Most Focus on the Top of the Funnel

What happens a lot of times is that we see the most energy is focused on the very top part of the funnel. The focus is on generating those leads, generating the interest, making sure people know who you are and what you do, and very little time and energy gets spent on the rest of the funnel.

Sometimes this is because the person gets turned over to sales and we just say “oh well, we passed it off to sales, and now it’s their job to work them all the way through” or we’re just really not good at considering how we can use marketing to help nurture people through the rest of the funnel and turn them into our raving fans.

That’s why we need an overarching marketing strategy. We need a plan for how to get customers from beginning to end, how to keep them happy once they’ve become our customers, and how to get them into other funnels for other products or services.

If we focus on tactics, we usually focus on lead generation. If we think about strategy first, and we look especially at our data, we may see that our strategy ignores existing customers, ignores mid-funnel customers, and that our customer retention rate is trash, which necessitates a change in strategy. If we’re stuck on tactics, we might only see that we generate lots of leads and leave it at that, which ultimately hurts our business.

A focus on tactics may also be the reason we’re failing at our goals. Strategy helps us remember the bigger picture, helps ensure we’re choosing the right tactics, backed up by data, to achieve those big-picture ideals.
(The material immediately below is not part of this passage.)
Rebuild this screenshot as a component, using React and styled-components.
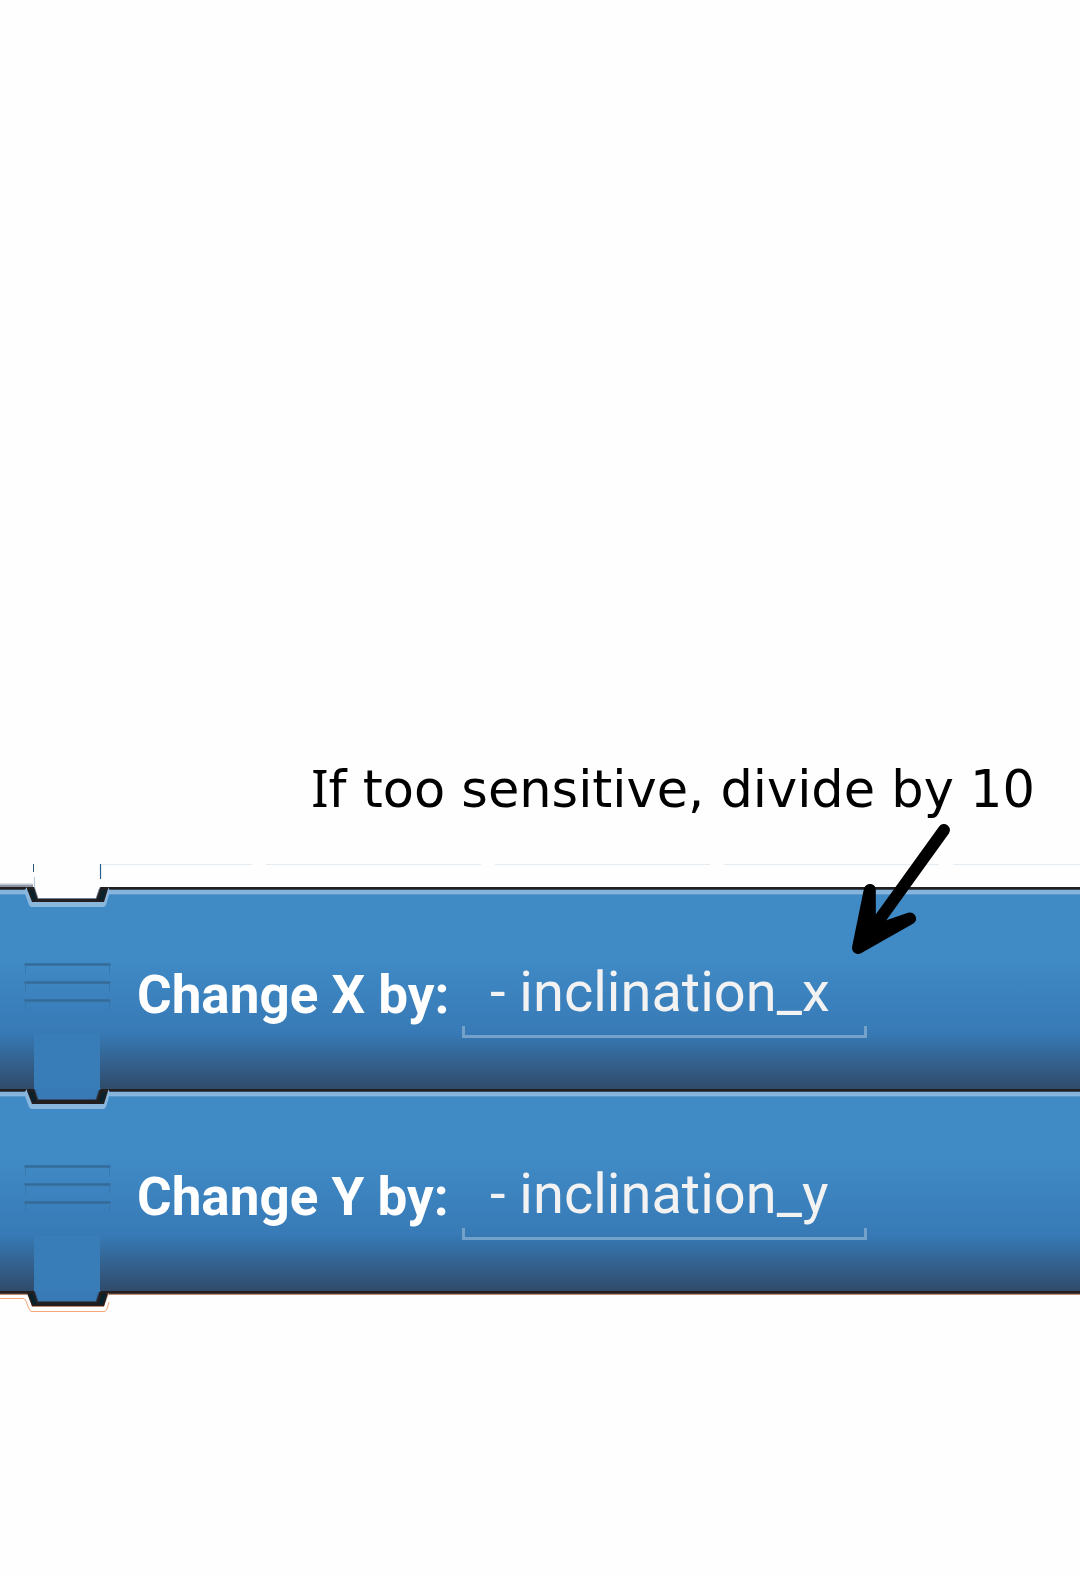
import React from "react";
import styled, { createGlobalStyle } from "styled-components";

const GlobalStyle = createGlobalStyle`
  *, *::before, *::after { box-sizing: border-box; }
  body { margin: 0; background: #fefefe; }
`;

const Page = styled.main`
  min-height: 100vh;
  padding-top: 755px;
  overflow: hidden;
  background: #fefefe;
`;

const Note = styled.p`
  position: relative;
  margin: 0;
  padding-right: 45px;
  text-align: right;
  white-space: nowrap;
  color: #000;
  font: 51px/70px "DejaVu Sans", Verdana, sans-serif;
`;

const SerifCapital = styled.span`
  font-family: "Noto Sans", sans-serif;
  line-height: 0;
`;

const Arrow = styled.svg`
  position: absolute;
  z-index: 3;
  top: 65px;
  right: 120px;
  width: 120px;
  height: 140px;
`;

const Guide = styled.div`
  height: 1px;
  margin: 39px 0 22px 101px;
  background: linear-gradient(90deg, #e4ebf1 215px, transparent 215px) -64px 0 / 229px 1px repeat-x;
`;

const Stack = styled.form`
  display: flex;
  flex-direction: column;
`;

const Block = styled.div`
  position: relative;
  display: flex;
  align-items: flex-start;
  padding: 74px 24px 51px;
  background:
    linear-gradient(#231f20 2px, #37495d 2px 3px, #85b3db 3px 6px, #8ab7dd 6px 7px, #5898cd 7px 8px, transparent 8px),
    linear-gradient(#408bc6 0 33%, #377ab6 72%, #304b6a 100%);
`;

const Grip = styled.svg`
  flex: none;
  width: 87px;
  height: 48px;
`;

const Label = styled.label`
  flex: none;
  width: 351px;
  padding-left: 26px;
  color: #fff;
  font: bold 53px/68px Roboto, sans-serif;
  white-space: nowrap;
`;

const Field = styled.input`
  flex: 0 1 405px;
  min-width: 0;
  height: 77px;
  margin: 0;
  padding: 0 0 15px 28px;
  border: 0;
  border-radius: 0;
  outline: 0;
  color: #f2f2f3;
  font: 56px/62px Roboto, sans-serif;
  background:
    linear-gradient(#73a1ca, #73a1ca) 0 100% / 100% 3px no-repeat,
    linear-gradient(#73a1ca, #73a1ca) 0 100% / 3px 12px no-repeat,
    linear-gradient(#73a1ca, #73a1ca) 100% 100% / 3px 12px no-repeat;
`;

const Joint = styled.svg`
  position: absolute;
  z-index: 1;
  top: -60px;
  left: 0;
  width: 120px;
  height: 90px;
`;

const BottomEdge = styled.div`
  position: relative;
  height: 4px;
  background: linear-gradient(#231f20 2px, #4a3734 2px 3px, #bd8e7c 3px 4px);
`;

function Connector({ kind }) {
  const first = kind === "first";
  const last = kind === "last";
  return (
    <Joint viewBox="0 -60 120 90" aria-hidden="true">
      {first && (
        <>
          <path d="M0 -3.5H33" stroke="#dfe0e3" strokeWidth="1" />
          <path d="M0 -2.5H33" stroke="#c2c7cf" strokeWidth="1" />
          <path d="M0 -1H33" stroke="#8c94a3" strokeWidth="2" />
        </>
      )}
      {last ? (
        <path
          d="M0 7.5H24L26 10L29 18L31 20.5H105L107 18L109 11"
          fill="none"
          stroke="#f8a477"
          strokeWidth="1"
        />
      ) : (
        <path d="M24 4L29 18L31 20H104L106 18L110 4L108 0H27Z" fill="#8ab7dd" />
      )}
      {last && <path d="M27 2L32 16H104L109 2Z" fill="#bd8e7c" />}
      <path d="M27 0V2L32 15H104L108 2V0Z" fill="#231f20" />
      <path d="M29 3L33 13H36L33 3ZM106 3L103 13H99L102 3Z" fill="#05222d" />
      <path
        d="M34 -1L35 2L38 11H96L99 2L101 -1Z"
        fill={first ? "#fefefe" : "#377ab6"}
      />
      {first ? (
        <>
          <path d="M33.5 -23V-15" stroke="#315579" />
          <path d="M34.5 -10V0L38 11.5H96L100 0" fill="none" stroke="#8daecb" strokeWidth="0.7" />
          <path d="M100.5 -23V-8" stroke="#285e91" strokeWidth="1.2" />
        </>
      ) : (
        <>
          <path d="M34 -55H100V0H34Z" fill="#387cb8" />
          <path d="M35 1L38 10.5H96L99 1" fill="none" stroke="#304b6a" strokeWidth="1" />
        </>
      )}
    </Joint>
  );
}

function GripLines() {
  return (
    <Grip viewBox="0 0 87 48" aria-hidden="true">
      {[3.5, 21.5, 39.5].map((y) => (
        <g key={y} fill="none">
          <path d={`M0.5 ${y}H86.5`} stroke="#346b98" strokeWidth="2.4" />
          <path d={`M1.5 ${y + 1}V${y + 9}M85.5 ${y + 1}V${y + 9}`} stroke="#3877ac" strokeWidth="1" />
        </g>
      ))}
    </Grip>
  );
}

function ChangeBlock({ axis, first }) {
  const id = `change-${axis}`;
  return (
    <Block>
      <Connector kind={first ? "first" : "middle"} />
      <GripLines />
      <Label htmlFor={id}>Change {axis.toUpperCase()} by:</Label>
      <Field id={id} type="text" defaultValue={`- inclination_${axis}`} />
    </Block>
  );
}

export default function App() {
  return (
    <Page>
      <GlobalStyle />
      <Note>
        <SerifCapital>I</SerifCapital>f too sensitive, divide by 10
        <Arrow viewBox="840 820 120 140" aria-hidden="true">
          <g stroke="#000" strokeWidth="12" strokeLinecap="round" strokeLinejoin="round">
            <path d="M944 830L864 941" />
            <path d="M869.8 890V920L881 928.5L910 918.5L858 948Z" />
          </g>
        </Arrow>
      </Note>
      <Guide />
      <Stack>
        <ChangeBlock axis="x" first />
        <ChangeBlock axis="y" />
        <BottomEdge>
          <Connector kind="last" />
        </BottomEdge>
      </Stack>
    </Page>
  );
}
I want you to make a quick list of the different tactics that you’ve used over last year and different ways that you try to reach your audience, and I want to try to map those to each part of the funnel, and I want you to see if you are really meeting people at every level of the funnel, or if you are focusing most of your energy generating leads and then just letting them go.

Then, I want you to look at those goals you made in the previous lesson and ask yourself if you have a strategy to make them happen. If not, it might be time to back up from the tactics you’ve been employing and create a larger strategy.